Aus Industrie, Haushalten und Agrarbetrieben gelangt teilweise hoch verunreinigtes Abwasser in die Kanalisation. Etwa 10.000 kommunale Kläranlagen reduzieren organische Verunreinigungen, Chemikalien und Nährstoffe im Abwasser, um sicherzustellen, dass gereinigtes Abwasser die Qualität von Oberflächengewässern nicht negativ beeinflusst. Der Klärschlamm, der am Ende des Prozesses entsteht, ist sowohl mit schwer abbaubaren Schadstoffen als auch mit dem wertvollen Nährstoff Phosphor angereichert. Die hohe Schadstoffbelastung des Klärschlamms ist jedoch ein ungelöstes Problem, das auf Versäumnisse in der Stoffpolitik hinweist.
In einer aktuellen Positionierung befasste sich der Bund für Umwelt und Naturschutz Deutschland (BUND) mit dem Thema und fordert eine echte Chemiewende auch beim Klärschlamm. Der Einsatz nachhaltiger Chemikalien und verstärkter Ressourcenschutz können das Abwasser entlasten und eine ökologische Verwertung von Klärschlamm in der Zukunft ermöglichen. Die Schadstoffbelastung des Klärschlamms ist noch zu hoch, weshalb der BUND fordert, die landwirtschaftliche Verwertung von Klärschlamm vollständig zu beenden, nicht nur – wie gesetzlich vorgeschrieben – bei großen Kläranlagen.
Antje von Broock, Geschäftsführerin beim BUND, betonte, dass Chemikalien abbaubar sein müssen, um weiträumige, langfristige Umweltbelastungen zu verhindern. Deshalb benötige man eine echte Chemiewende. Insbesondere dürften giftige Fluorchemikalien (PFAS) nicht mit dem Klärschlamm auf die Felder ausgebracht werden.

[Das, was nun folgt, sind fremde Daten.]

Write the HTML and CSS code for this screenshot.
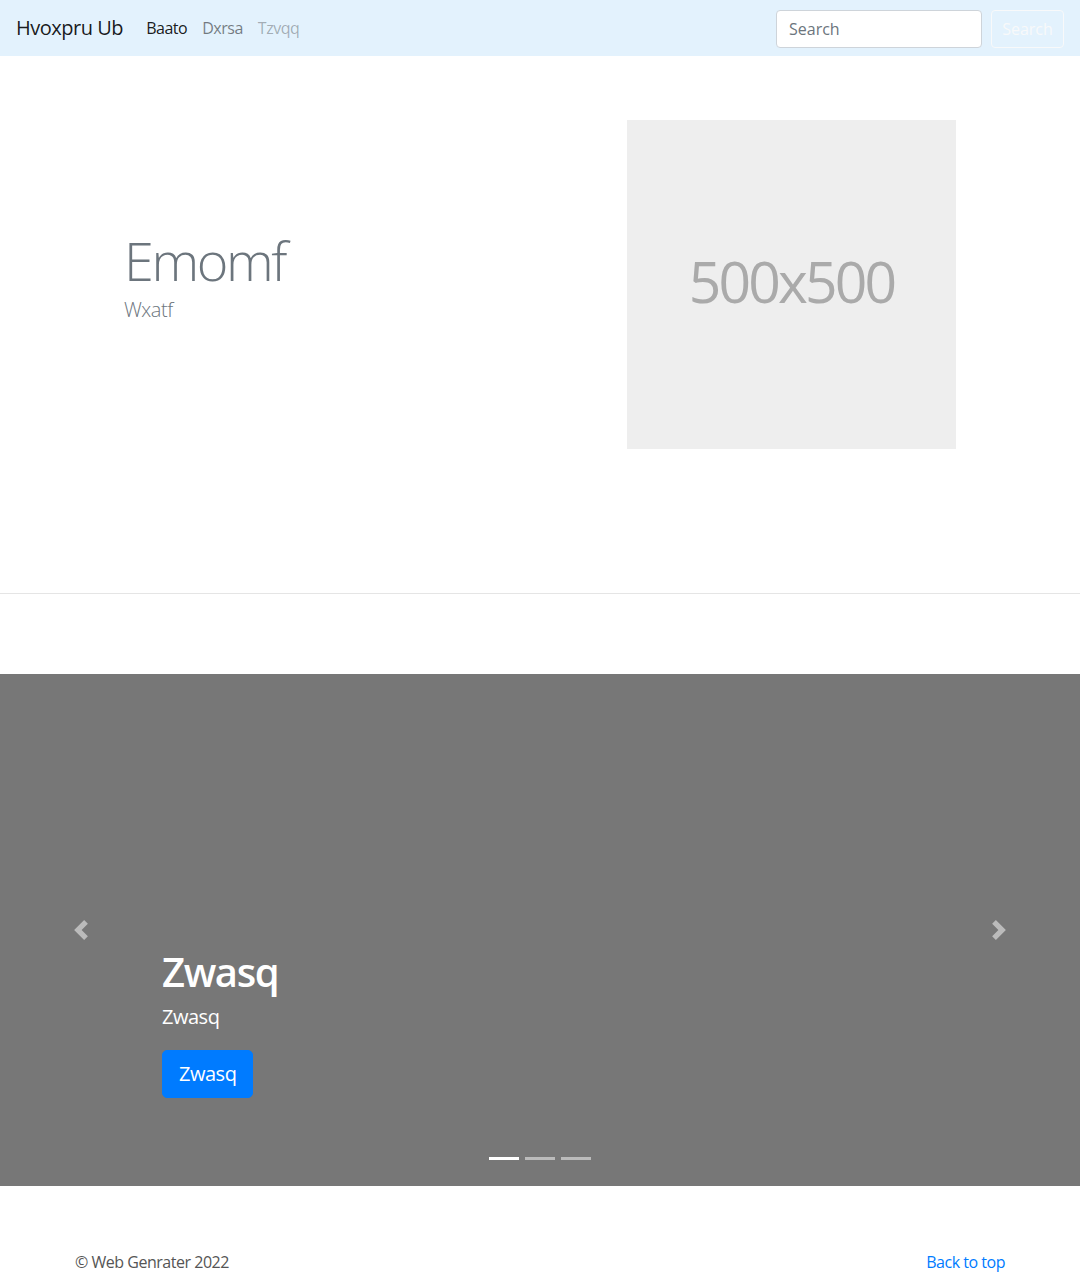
FILE: index.html
```html
<!DOCTYPE html>
<html lang="en">
<head>
<meta charset="utf-8">
<title>Hvoxpru Ub</title>
<link rel="stylesheet" href="styles.css">
</head>
<body>
<nav class="navbar">
  <a class="brand" href="#">Hvoxpru Ub</a>
  <ul class="nav">
    <li><a class="nav-link active" href="#">Baato</a></li>
    <li><a class="nav-link" href="#">Dxrsa</a></li>
    <li><a class="nav-link disabled" href="#">Tzvqq</a></li>
  </ul>
  <form class="search">
    <input class="search-input" type="search" placeholder="Search">
    <button class="search-btn" type="button">Search</button>
  </form>
</nav>

<section class="hero">
  <div class="container hero-row">
    <div class="hero-text">
      <h1 class="display">Emomf</h1>
      <p class="lead">Wxatf</p>
    </div>
    <div class="placeholder"><span>500x500</span></div>
  </div>
</section>
<hr class="divider">

<div class="carousel">
  <ol class="indicators">
    <li class="ind active"></li>
    <li class="ind"></li>
    <li class="ind"></li>
  </ol>
  <div class="caption">
    <h2 class="cap-title">Zwasq</h2>
    <p class="cap-text">Zwasq</p>
    <a class="btn-primary" href="#">Zwasq</a>
  </div>
  <a class="control prev" href="#">
    <svg class="ctrl-icon" viewBox="0 0 8 8" width="20" height="20"><path d="M5.25 0l-4 4 4 4 1.5-1.5L4.25 4l2.5-2.5L5.25 0z"/></svg>
  </a>
  <a class="control next" href="#">
    <svg class="ctrl-icon" viewBox="0 0 8 8" width="20" height="20"><path d="M2.75 0l-1.5 1.5L3.75 4l-2.5 2.5L2.75 8l4-4-4-4z"/></svg>
  </a>
</div>

<footer class="container footer">
  <p class="copy">© Web Genrater 2022</p>
  <a class="top-link" href="#">Back to top</a>
</footer>
</body>
</html>
```
FILE: styles.css
```css
* { box-sizing: border-box; }
html, body { margin: 0; padding: 0; }
body {
  font-family: "Open Sans", "Noto Sans", sans-serif;
  font-size: 16px;
  line-height: 1.5;
  color: #212529;
  background: #fff;
  letter-spacing: -0.03em;
}
a { text-decoration: none; }

.navbar {
  display: flex;
  align-items: center;
  height: 56px;
  padding: 8px 16px;
  background: #e3f2fd;
}
.brand {
  font-size: 20px;
  line-height: 30px;
  padding: 5px 0;
  margin-right: 15px;
  color: rgba(0,0,0,.9);
}
.nav {
  display: flex;
  list-style: none;
  margin: 0;
  padding: 0;
}
.nav-link {
  display: block;
  padding: 8px 7px 8px 8px;
  color: rgba(0,0,0,.5);
}
.nav-link.active { color: rgba(0,0,0,.9); }
.nav-link.disabled { color: rgba(0,0,0,.3); }
.search {
  margin-left: auto;
  display: flex;
  align-items: center;
  padding-top: 1px;
}
.search-input {
  width: 206px;
  height: 38px;
  padding: 6px 12px;
  font: inherit;
  font-size: 16px;
  color: #495057;
  background: #fff;
  border: 1px solid #ced4da;
  border-radius: 4px;
  margin-right: 9px;
  outline: none;
}
.search-input::placeholder { color: #6c757d; opacity: 1; }
.search-btn {
  width: 73px;
  height: 38px;
  padding: 6px 0;
  font: inherit;
  font-size: 16px;
  color: #f8f9fa;
  background: transparent;
  border: 1px solid #f8f9fa;
  border-radius: 4px;
  text-align: center;
}

.container {
  width: 960px;
  margin: 0 auto;
  padding: 0 15px;
}
.hero {
  padding-top: 64px;
  padding-bottom: 144px;
}
.hero-row {
  display: flex;
  align-items: center;
}
.hero-text {
  padding-left: 49px;
}
.display {
  margin: 0 0 2px;
  font-size: 54px;
  font-weight: 300;
  line-height: 1.2;
  color: #6c757d;
  letter-spacing: -0.045em;
}
.lead {
  margin: 0 0 16px;
  font-size: 20px;
  font-weight: 300;
  color: #6c757d;
}
.placeholder {
  margin-left: auto;
  margin-right: 49px;
  width: 329px;
  height: 329px;
  background: #eee;
  display: flex;
  align-items: center;
  justify-content: center;
}
.placeholder span {
  font-size: 57px;
  color: #aaa;
  letter-spacing: -0.05em;
  line-height: 1;
  margin-top: -7px;
}
.divider {
  margin: 0;
  border: 0;
  border-top: 1px solid rgba(0,0,0,.1);
}

.carousel {
  position: relative;
  margin-top: 80px;
  margin-bottom: 64px;
  height: 512px;
  background: #777;
}
.caption {
  position: absolute;
  left: 162px;
  right: 162px;
  bottom: 48px;
  padding-bottom: 40px;
  color: #fff;
}
.cap-title {
  margin: 0 0 6px;
  font-size: 40px;
  font-weight: 600;
  line-height: 1.2;
  letter-spacing: -0.035em;
}
.cap-text {
  margin: 0 0 18px;
  font-size: 20px;
  line-height: 30px;
}
.btn-primary {
  display: inline-block;
  padding: 8px 16px;
  font-size: 20px;
  line-height: 30px;
  color: #fff;
  background: #007bff;
  border: 1px solid #007bff;
  border-radius: 5px;
}
.control {
  position: absolute;
  top: 0;
  bottom: 0;
  width: 162px;
  display: flex;
  align-items: center;
  justify-content: center;
  opacity: .5;
}
.control.prev { left: 0; }
.control.next { right: 0; }
.ctrl-icon { fill: #fff; display: block; }
.indicators {
  position: absolute;
  left: 0;
  right: 0;
  bottom: 0;
  margin: 0 0 16px;
  padding: 0;
  list-style: none;
  display: flex;
  justify-content: center;
}
.ind {
  width: 30px;
  height: 3px;
  margin: 10px 3px;
  background: rgba(255,255,255,.5);
}
.ind.active { background: #fff; }

.footer {
  display: flex;
  justify-content: space-between;
}
.copy {
  margin: 0 0 16px;
  color: #555;
}
.top-link {
  color: #007bff;
  line-height: 24px;
  height: 24px;
}
```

Dies gelte auch für Arzneimittel, die im Abwasser enthalten seien und nicht herausgefiltert werden können. Die landwirtschaftliche Verwertung von Klärschlamm auf Äckern und Wiesen müsse vollständig verboten werden.
Der BUND lehnt die Praxis, Klärschlamm in Kraftwerken oder Müllverbrennungsanlagen zu verbrennen, ab. Diese Vorgehensweise ist aus Sicht des Umweltverbandes falsch, insbesondere da PFAS bei den üblichen Temperaturen in Verbrennungsanlagen nicht zerstört werden. Zudem gehen durch dieses Verfahren wertvolle Nährstoffe verloren. Phosphor, der von der EU als kritischer Rohstoff eingestuft wurde, ist nur begrenzt verfügbar. Die Rückgewinnung des im Abwasser enthaltenen Phosphors könnte die Importe von mineralischem Phosphat, das häufig mit Cadmium und Uran belastet ist, um mehr als die Hälfte reduzieren.
Antje von Broock erklärte weiter, dass die Überlastung unserer Flüsse und Seen mit Nährstoffen größtenteils aus Einleitungen von Kläranlagen stamme. Deshalb benötige man weitergehende technische Maßnahmen, um Nährstoffe effizient zurückhalten zu können.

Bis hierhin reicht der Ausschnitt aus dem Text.